The report emphasized that foreign nationals face particular obstacles in criminal prosecutions. They often do not speak the language of the police or the courts, have difficulty accessing interpreters, and have little local support in dealing with the criminal system, and their families live too far for support. The report was based on the documentation of Pakistani organizations that the translator in several cases in Saudi Arabia told the judge that the accused confessed to the crime when, in fact, he was asking for pardon.

The report pointed out the evidence of detraction from criminal justice for foreign defendants, as it clarified that in 2011 after an Indonesian worker was executed in Saudi Arabia, the President of Indonesia established a task force to provide consular assistance to Indonesians facing death sentences abroad.
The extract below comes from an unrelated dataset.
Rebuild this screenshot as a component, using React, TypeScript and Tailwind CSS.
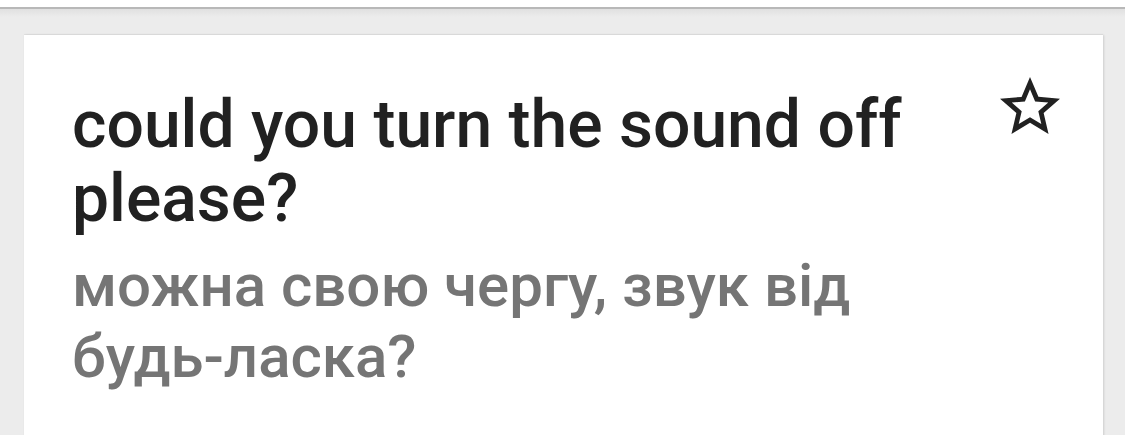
export default function App() {
  return (
    <div className="w-[1125px] h-[435px] bg-[#ececec] overflow-hidden relative" style={{ fontFamily: "Roboto, 'Noto Sans', sans-serif" }}>
      <div className="h-[9px] bg-white border-b-2 border-[#b8b8b8]" />
      <div className="h-[8px] bg-gradient-to-b from-[#e0e0e0] to-[#ececec]" />
      <div className="pt-[18px] pl-[24px] pr-[22px]">
        <div className="bg-white h-[420px] shadow-[1px_0_2px_rgba(0,0,0,0.12),0_-1px_1px_rgba(0,0,0,0.04)] flex pl-[48px] pr-[37px]">
          <div className="flex-1 pt-[53px]">
            <div className="text-[66px] leading-[74px] font-medium text-[#212121]">
              could you turn the sound off
              <br />
              please?
            </div>
            <div className="mt-[14px] text-[60px] leading-[71px] font-medium text-[#757575]">
              можна свою чергу, звук від
              <br />
              будь-ласка?
            </div>
          </div>
          <div className="pt-[36px]">
            <svg width="72" height="72" viewBox="0 0 24 24" fill="#212121">
              <path d="M22 9.24l-7.19-.62L12 2 9.19 8.63 2 9.24l5.46 4.73L5.82 21 12 17.27 18.18 21l-1.63-7.03L22 9.24zM12 15.4l-3.76 2.27 1-4.28-3.32-2.88 4.38-.38L12 6.1l1.71 4.04 4.38.38-3.32 2.88 1 4.28L12 15.4z" />
            </svg>
          </div>
        </div>
      </div>
    </div>
  );
}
Between 2011 and 2014, 240 death sentences were commuted.

The European Saudi Organization for Human Rights notes that in 2021 the official Human Rights Commission in Saudi Arabia announced the suspension of executions for drug crimes in Saudi Arabia. No official statement, decision, or law has yet been issued that clarifies alternative punishments or explains the fate of individuals currently sentenced to death for drug offenses. According to the European-Saudi organization, the individuals against whom final judgments have been issued are still facing an unknown fate. In addition, the whereabouts and fate of the bodies of hundreds of individuals who were executed in Saudi Arabia are still unknown.

The report presented the cases of many victims of the death penalty, including the Pakistani Ijaz Fatimah, who was executed in Saudi Arabia with her husband in April 2019 for smuggling heroin:

Ijaz and Mustafa married in 2006, and they had five children. Mustafa, the family's sole breadwinner, ran a small chicken shop and did whatever extra work he could find for a daily wage. The couple worked hard and struggled to support their family, and three of their children died while they were in infancy.

In 2016, Ijaz and Mustafa told their families that they wanted to perform the Umrah in Mecca. They arranged their trip through their friend Waseem, who was a travel agent. We do not know if Ejaz and Mustafa were aware of Waseem's involvement in drug activities, but they felt the flight was safe enough to travel with their daughter, Bushra, who was six years old at that time. Mustafa's family thought they brought her because she was too close to her parents and couldn't live without them. Their youngest child, Ali Reza, remained in Pakistan. On June 27, 2016, the day the family arrived in Saudi Arabia, they were arrested at Jeddah airport on charges of heroin smuggling..

Airport police immediately separated the family members and took Mustafa to a men's prison and Ijaz and Bushra to the women's section of Dhahban Central Prison. Six months later, prison officials separated Bushra from her mother and held her for more than two years in a separate juvenile facility, despite her young age. Neither Saudi nor Pakistani authorities notified the families of Ijaz and Mustafa of their arrest.

In occasional calls to their families, Ijaz and Mustafa described the criminal process as full of abuse, and they had neither a lawyer nor an interpreter. Since neither of them speaks Arabic, Mustafa's father said that they could not understand the charges, and when they were convicted they did not understand that they were sentenced to death.

Meanwhile, Bushra, who was seven years old at the time, lived in prison-like conditions in the abode of juveniles, under the supervision of Saudi officials who spoke only Arabic and was surrounded by Arabic-speaking young people. She was only allowed to play outside for one hour each day. She would see her mother every two months for 30 minutes, under the strict supervision of prison guards. Within two years, Bushra had seen her father only twice and was reportedly "terrified" by his shaved head and bound limbs. After a fight with the Saudi authorities, Ijaz's relatives traveled to Saudi Arabia to pick up Bushra, and she returned to Pakistan on February 27, 2019. In her last meeting with her mother shortly before she left the country, Bushra was silent.

Less than two months later, in April 2019, Ijaz and Mustafa were beheaded. Once again, the authorities failed to notify their families, who learned the news when Ijaz and Mustafa's colleagues managed to send a message.

Saudi authorities have not responded to or even acknowledged the families' request to return the bodies, and the families have not received any legal documents, or any death certificates, from Saudi Arabia. The families of Ijaz and Mustafa have turned to the Pakistani government for help, applying to the Supreme Court and asking the state to help facilitate the return of the remains of their loved ones. The Supreme Court rejected their request, and the bodies of Ijaz and Mustafa are still in an unknown location in Saudi Arabia.